# What to do
Repeat the material in full. Keep every line exactly as it is.

=== Given information ===

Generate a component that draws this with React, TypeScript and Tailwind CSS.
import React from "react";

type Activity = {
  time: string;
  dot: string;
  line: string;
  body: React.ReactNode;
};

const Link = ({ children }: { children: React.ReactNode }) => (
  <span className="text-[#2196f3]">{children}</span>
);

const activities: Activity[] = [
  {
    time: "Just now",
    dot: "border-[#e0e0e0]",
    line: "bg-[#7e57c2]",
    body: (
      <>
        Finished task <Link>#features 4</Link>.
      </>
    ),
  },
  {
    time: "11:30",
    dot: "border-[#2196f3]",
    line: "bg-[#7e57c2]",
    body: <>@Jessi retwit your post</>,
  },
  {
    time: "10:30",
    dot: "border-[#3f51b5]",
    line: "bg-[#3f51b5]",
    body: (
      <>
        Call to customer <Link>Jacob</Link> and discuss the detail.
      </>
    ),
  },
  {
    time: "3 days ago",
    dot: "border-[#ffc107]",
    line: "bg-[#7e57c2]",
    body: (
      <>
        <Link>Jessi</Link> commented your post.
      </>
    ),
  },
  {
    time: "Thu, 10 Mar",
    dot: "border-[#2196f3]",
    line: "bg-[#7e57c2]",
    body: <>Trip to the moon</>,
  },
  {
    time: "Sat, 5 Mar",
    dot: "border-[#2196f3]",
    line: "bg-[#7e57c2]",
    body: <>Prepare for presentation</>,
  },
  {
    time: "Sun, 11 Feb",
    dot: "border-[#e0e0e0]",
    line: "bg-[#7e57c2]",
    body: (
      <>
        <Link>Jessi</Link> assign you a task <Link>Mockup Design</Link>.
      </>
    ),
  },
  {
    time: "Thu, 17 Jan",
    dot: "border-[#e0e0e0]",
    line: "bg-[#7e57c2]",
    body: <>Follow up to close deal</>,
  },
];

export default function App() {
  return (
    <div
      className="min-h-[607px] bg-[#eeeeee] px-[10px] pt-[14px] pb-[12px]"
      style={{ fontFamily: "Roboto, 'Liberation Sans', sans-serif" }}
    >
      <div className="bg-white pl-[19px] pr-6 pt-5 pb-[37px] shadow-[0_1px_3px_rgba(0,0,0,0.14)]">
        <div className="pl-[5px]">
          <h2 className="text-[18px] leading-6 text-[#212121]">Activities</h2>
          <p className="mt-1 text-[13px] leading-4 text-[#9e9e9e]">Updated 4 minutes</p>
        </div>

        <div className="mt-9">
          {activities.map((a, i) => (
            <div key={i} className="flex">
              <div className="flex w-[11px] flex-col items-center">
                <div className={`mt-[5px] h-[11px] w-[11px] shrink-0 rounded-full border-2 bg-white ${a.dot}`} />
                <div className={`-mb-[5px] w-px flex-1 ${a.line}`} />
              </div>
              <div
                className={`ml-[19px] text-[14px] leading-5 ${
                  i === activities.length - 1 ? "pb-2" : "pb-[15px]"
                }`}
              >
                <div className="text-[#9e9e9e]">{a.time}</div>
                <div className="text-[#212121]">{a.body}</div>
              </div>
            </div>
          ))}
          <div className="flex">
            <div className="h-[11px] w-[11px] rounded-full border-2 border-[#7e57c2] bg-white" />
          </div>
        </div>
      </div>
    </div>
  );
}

===

# The response
Generate a component that draws this with React, TypeScript and Tailwind CSS.
import React from "react";

type Activity = {
  time: string;
  dot: string;
  line: string;
  body: React.ReactNode;
};

const Link = ({ children }: { children: React.ReactNode }) => (
  <span className="text-[#2196f3]">{children}</span>
);

const activities: Activity[] = [
  {
    time: "Just now",
    dot: "border-[#e0e0e0]",
    line: "bg-[#7e57c2]",
    body: (
      <>
        Finished task <Link>#features 4</Link>.
      </>
    ),
  },
  {
    time: "11:30",
    dot: "border-[#2196f3]",
    line: "bg-[#7e57c2]",
    body: <>@Jessi retwit your post</>,
  },
  {
    time: "10:30",
    dot: "border-[#3f51b5]",
    line: "bg-[#3f51b5]",
    body: (
      <>
        Call to customer <Link>Jacob</Link> and discuss the detail.
      </>
    ),
  },
  {
    time: "3 days ago",
    dot: "border-[#ffc107]",
    line: "bg-[#7e57c2]",
    body: (
      <>
        <Link>Jessi</Link> commented your post.
      </>
    ),
  },
  {
    time: "Thu, 10 Mar",
    dot: "border-[#2196f3]",
    line: "bg-[#7e57c2]",
    body: <>Trip to the moon</>,
  },
  {
    time: "Sat, 5 Mar",
    dot: "border-[#2196f3]",
    line: "bg-[#7e57c2]",
    body: <>Prepare for presentation</>,
  },
  {
    time: "Sun, 11 Feb",
    dot: "border-[#e0e0e0]",
    line: "bg-[#7e57c2]",
    body: (
      <>
        <Link>Jessi</Link> assign you a task <Link>Mockup Design</Link>.
      </>
    ),
  },
  {
    time: "Thu, 17 Jan",
    dot: "border-[#e0e0e0]",
    line: "bg-[#7e57c2]",
    body: <>Follow up to close deal</>,
  },
];

export default function App() {
  return (
    <div
      className="min-h-[607px] bg-[#eeeeee] px-[10px] pt-[14px] pb-[12px]"
      style={{ fontFamily: "Roboto, 'Liberation Sans', sans-serif" }}
    >
      <div className="bg-white pl-[19px] pr-6 pt-5 pb-[37px] shadow-[0_1px_3px_rgba(0,0,0,0.14)]">
        <div className="pl-[5px]">
          <h2 className="text-[18px] leading-6 text-[#212121]">Activities</h2>
          <p className="mt-1 text-[13px] leading-4 text-[#9e9e9e]">Updated 4 minutes</p>
        </div>

        <div className="mt-9">
          {activities.map((a, i) => (
            <div key={i} className="flex">
              <div className="flex w-[11px] flex-col items-center">
                <div className={`mt-[5px] h-[11px] w-[11px] shrink-0 rounded-full border-2 bg-white ${a.dot}`} />
                <div className={`-mb-[5px] w-px flex-1 ${a.line}`} />
              </div>
              <div
                className={`ml-[19px] text-[14px] leading-5 ${
                  i === activities.length - 1 ? "pb-2" : "pb-[15px]"
                }`}
              >
                <div className="text-[#9e9e9e]">{a.time}</div>
                <div className="text-[#212121]">{a.body}</div>
              </div>
            </div>
          ))}
          <div className="flex">
            <div className="h-[11px] w-[11px] rounded-full border-2 border-[#7e57c2] bg-white" />
          </div>
        </div>
      </div>
    </div>
  );
}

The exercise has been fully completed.